The Apostle Paul wrote in Romans 6:14: “For you are not under the law but under grace.”
How to interpret exactly what this means has caused some confusion among many Christians. When discussing the Law of God versus the Grace of God, we often hear: “I’m not under the law” or “I’d rather err on the side of liberty than on the side of legalism.” Yet these statements belie a basic misunderstanding of the relationship between Law and Grace.
When many Christians speak of “grace” or “Christian liberty,” they are often advocating a license to sin or an “anti-Law” view (known as “antinomianism”) that is clearly condemned in Scripture. Likewise, when many Christians speak of “the law” what they are referring to is not the moral Law of God, but a system of legalism or traditions devised by men. This confusion has arisen due to a lack of basic definitions. We have the twin heresies of legalism (on one hand) and antinomianism (on the other) which have appeared in the Church as counterfeits to true Law and true Grace.

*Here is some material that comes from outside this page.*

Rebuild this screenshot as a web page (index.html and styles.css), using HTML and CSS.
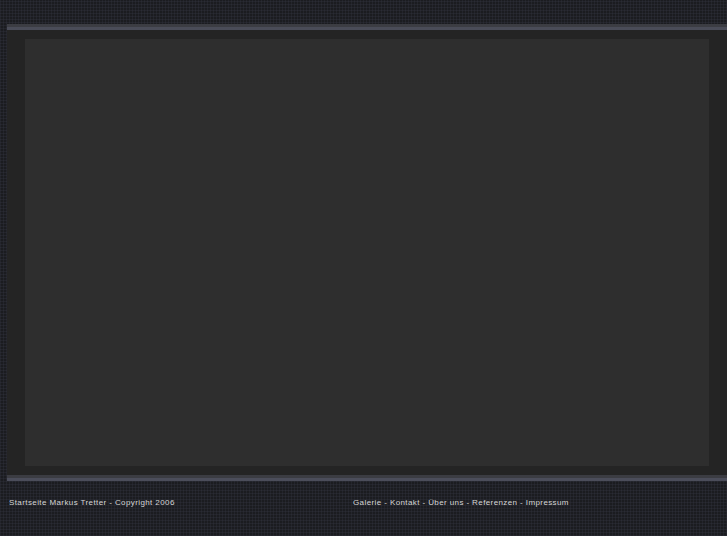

Legalism can be defined in two ways: (1) That obedience to the Law is the means by which we are saved; or (2) When rules or traditions of men are instituted as a standard of righteousness. The idea that man is able to keep the law under his own power and please God is biblically false. Salvation is a gift of God and we are saved by God’s own choosing; not our own.
When we say, as Christians, that we are not “under the Law,” scripturally, we can mean two things: (1) We are not under the Law as a means of obtaining salvation; and (2) We are not under the condemnation (or the curse) of the Law.